Dana Bagi Hasil Sawit

Selasa, 01 Desember 2020 - 05:00 WIB
Kondisi seperti ini menimbulkan dampak terhadap tata kelola sektor perkebunan sawit. Pemerintah daerah tidak optimal menjalankan kewenangannya. Misalnya, tidak menjalankan fungsi pengawasan dan pengendalian terhadap izin-izin perkebunan sawit yang mereka terbitkan.

Alhasil, banyak kasus pelanggaran yang terjadi, seperti kebakaran lahan, pencemaran lingkungan, menerabas kawasan hutan, dan eksploitasi tenaga kerja. Parahnya, terjadi pembiaran oleh pemerintah daerah. Mestinya, sektor ini mendapatkan pengawasan yang ketat karena memiliki dampak yang besar terhadap lingkungan hidup, sosial, dan ekonomi.

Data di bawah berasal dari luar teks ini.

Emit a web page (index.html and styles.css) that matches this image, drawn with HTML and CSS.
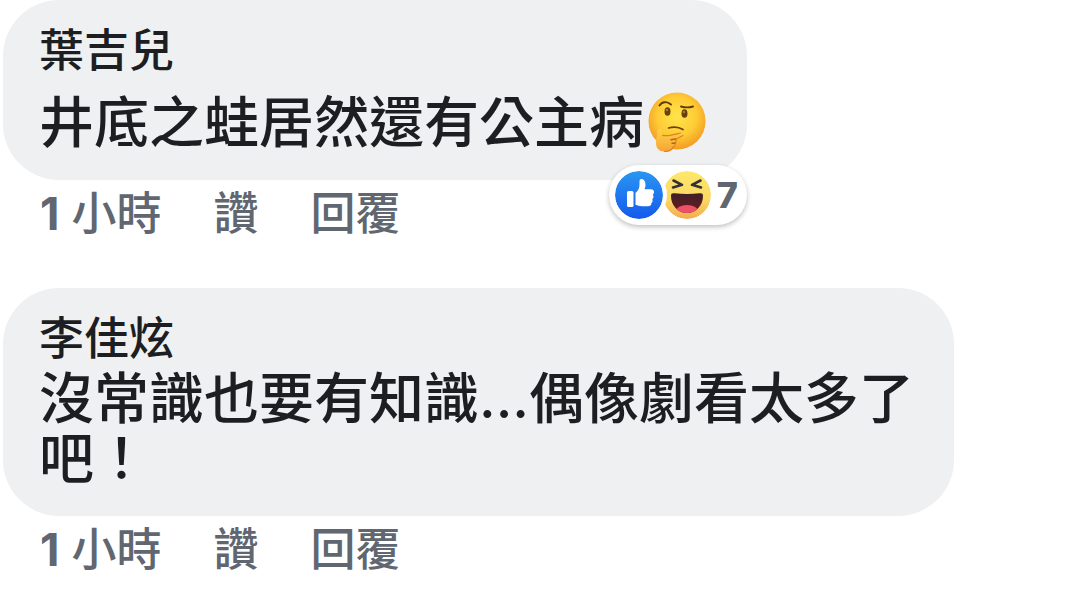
FILE: index.html
```html
<!DOCTYPE html>
<html lang="zh-Hant">
<head>
    <meta charset="UTF-8">
    <meta name="viewport" content="width=device-width, initial-scale=1.0">
    <title>留言</title>
    <link rel="stylesheet" href="styles.css">
</head>
<body>

<main class="comments">
    <article class="comment">
        <div class="bubble">
            <h3 class="author">葉吉兒</h3>
            <p class="text">井底之蛙居然還有公主病<svg class="emoji" viewBox="0 0 60 60" aria-hidden="true">
                <defs>
                    <radialGradient id="face" cx="50%" cy="42%" r="58%">
                        <stop offset="0" stop-color="#ffe54a"/>
                        <stop offset="0.6" stop-color="#fecb35"/>
                        <stop offset="1" stop-color="#f39a22"/>
                    </radialGradient>
                    <linearGradient id="hand" x1="0" y1="0" x2="0" y2="1">
                        <stop offset="0" stop-color="#ffd44a"/>
                        <stop offset="1" stop-color="#f6a436"/>
                    </linearGradient>
                </defs>
                <circle cx="30" cy="29" r="28.5" fill="url(#face)"/>
                <ellipse cx="20.5" cy="19.5" rx="3" ry="4.3" fill="#68400d"/>
                <ellipse cx="37.5" cy="21.5" rx="3" ry="4.3" fill="#68400d"/>
                <circle cx="20" cy="18" r="1.2" fill="#a87a35"/>
                <circle cx="37" cy="20" r="1.2" fill="#a87a35"/>
                <path d="M12.5 13.5C15 9.5 20 9 24 12.5M34 14.5C38 15.7 42 15.7 46 14.5" fill="none" stroke="#60390b" stroke-width="1.9" stroke-linecap="round"/>
                <path d="M21.5 36C26.5 34.5 32 35 36 37.5" fill="none" stroke="#704006" stroke-width="1.7" stroke-linecap="round"/>
                <path d="M12 37C14 36 15.5 38 15.5 41V43.5C21 44.5 27 42.5 33.5 41C37 40.7 37.5 44 34.5 45L28.5 47.5C29.5 48.5 29 50 28 51C28.5 53 27.5 54.5 26 55C25 58 21.5 59.5 17.5 59.5C11 59.5 8.5 55 9 49C9 46 11 43 10.5 40C10.3 38.5 11 37.3 12 37Z" fill="url(#hand)"/>
                <path d="M15.5 43.5C21 44.5 27 42.5 33.5 41M36 43.5L28.5 47.5C29.5 48.5 29 50 28 51C28.5 53 27.5 54.5 26 55C25 58 21.5 59.5 17.5 59.5" fill="none" stroke="#dd8420" stroke-width="1.2" stroke-linecap="round"/>
                <path d="M24 47.8L28.5 47M25 51.3H28" fill="none" stroke="#b9620f" stroke-width="1.4" stroke-linecap="round"/>
            </svg></p>
            <button type="button" class="reactions" aria-label="7 個心情">
                <svg class="reaction like" viewBox="0 0 48 48" aria-hidden="true">
                    <defs>
                        <linearGradient id="blue" x1="0" y1="0" x2="0" y2="1">
                            <stop offset="0" stop-color="#2997f1"/>
                            <stop offset="1" stop-color="#1559ed"/>
                        </linearGradient>
                    </defs>
                    <circle cx="24" cy="24" r="24" fill="url(#blue)"/>
                    <rect x="12" y="20" width="6.5" height="16" rx="1.5" fill="#fff"/>
                    <path d="M20.5 22C23.5 19.5 24.5 17 24.5 13V10Q24.5 8 26.3 8C29 8 30.5 10.5 30.5 13.5C30.5 15.5 30 17 29.5 18.3H36C38 18.3 39 19.5 39 21C39 22 38.6 23 37.8 23.5C39 25.5 38.6 27 37.3 28C38 29.8 37.5 31.3 36.3 32.2C36.6 34.5 35 35.2 33 35.2H27C24.5 35.2 22.5 34.7 20.5 33.8Z" fill="#fff"/>
                </svg>
                <svg class="reaction haha" viewBox="0 0 48 48" aria-hidden="true">
                    <defs>
                        <linearGradient id="yellow" x1="0" y1="0" x2="0" y2="1">
                            <stop offset="0" stop-color="#fde86b"/>
                            <stop offset="0.6" stop-color="#fbd863"/>
                            <stop offset="1" stop-color="#f2ac4e"/>
                        </linearGradient>
                        <linearGradient id="mouth" x1="0" y1="0" x2="0" y2="1">
                            <stop offset="0" stop-color="#3d2027"/>
                            <stop offset="1" stop-color="#6c1b20"/>
                        </linearGradient>
                        <clipPath id="mouth-clip">
                            <path d="M8 25C8 22.5 9 22 11.5 22.2C20 23.3 28 23.3 36.5 22.2C39 22 40 22.5 40 25C40 34.5 33 42 24 42S8 34.5 8 25Z"/>
                        </clipPath>
                    </defs>
                    <circle cx="24" cy="24" r="24" fill="url(#yellow)"/>
                    <g clip-path="url(#mouth-clip)">
                        <rect x="8" y="21" width="32" height="22" fill="url(#mouth)"/>
                        <ellipse cx="24" cy="40" rx="11" ry="6" fill="#ed5167"/>
                    </g>
                    <path d="M10.5 9.5L19 13.8L10 16.5M37.5 9.5L29 13.8L38 16.5" fill="none" stroke="#34313a" stroke-width="2.6" stroke-linecap="round" stroke-linejoin="round"/>
                </svg>
                <span class="count">7</span>
            </button>
        </div>
        <div class="actions">
            <a href="#" class="action"><b>1</b> 小時</a>
            <button type="button" class="action">讚</button>
            <button type="button" class="action">回覆</button>
        </div>
    </article>

    <article class="comment">
        <div class="bubble">
            <h3 class="author">李佳炫</h3>
            <p class="text">沒常識也要有知識...偶像劇看太多了吧！</p>
        </div>
        <div class="actions">
            <a href="#" class="action"><b>1</b> 小時</a>
            <button type="button" class="action">讚</button>
            <button type="button" class="action">回覆</button>
        </div>
    </article>
</main>

</body>
</html>
```

FILE: styles.css
```css
body {
    margin: 0;
    background-color: #fff;
    color: #1c1e21;
    font-family: Inter, "Noto Sans CJK TC", sans-serif;
    font-weight: 500;
}
b {
    font-weight: 700;
}
button {
    padding: 0;
    border: none;
    background: none;
    font: inherit;
    color: inherit;
    cursor: pointer;
}
.comments {
    display: flex;
    flex-direction: column;
    gap: 40px;
    padding: 0 3px;
}
.comment {
    display: flex;
    flex-direction: column;
    align-items: flex-start;
}
.bubble {
    position: relative;
    box-sizing: border-box;
    max-width: 951px;
    padding: 22px 36px 28px;
    border-radius: 56px;
    background-color: #eff0f2;
}
.author {
    margin: 0;
    font-size: 45px;
    font-weight: 500;
    line-height: 58px;
}
.text {
    margin: 0;
    font-size: 55px;
    line-height: 60px;
}
.emoji {
    width: 60px;
    height: 60px;
    margin: 12px 4px 0 3px;
    vertical-align: -10px;
}
.reactions {
    position: absolute;
    right: 0;
    bottom: -45px;
    display: flex;
    align-items: center;
    height: 60px;
    padding: 0 9px 0 6px;
    border-radius: 30px;
    background-color: #fff;
    box-shadow: 0 2px 5px rgba(0, 0, 0, 0.25);
}
.reaction {
    width: 48px;
    height: 48px;
    border-radius: 50%;
}
.like {
    z-index: 1;
    box-shadow: 0 0 0 4px #fff;
}
.count {
    margin-left: 6px;
    color: #606770;
    font-size: 36px;
    font-weight: 800;
}
.actions {
    display: flex;
    gap: 52px;
    padding-left: 37px;
    color: #606770;
    font-size: 45px;
    line-height: 68px;
}
.action {
    color: inherit;
    text-decoration: none;
}
.action:hover {
    text-decoration: underline;
}
```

Tidak berjalannya fungsi pengawasan karena minimnya anggaran. Faktanya, banyak daerah penghasil sawit yang tidak memiliki kapasitas fiskal sehingga alokasi belanja pemerintah daerah hanya habis untuk belanja pegawai dan fungsi pelayanan publik, seperti pendidikan, kesehatan, kependudukan, dan sebagainya.

Meski ada pemerintah daerah yang mengajukan anggarannya, sering kali ditolak oleh DPRD. Alasannya, sektor ini tidak memberikan kontribusi signifikan terhadap penerimaan daerah. Sepantasnyalah pemerintah daerah penghasil sawit menuntut adanya skema DBH Sawit, seperti yang mereka suarakan di forum koordinasi pemerintah daerah penghasil sawit di Pekanbaru, Riau.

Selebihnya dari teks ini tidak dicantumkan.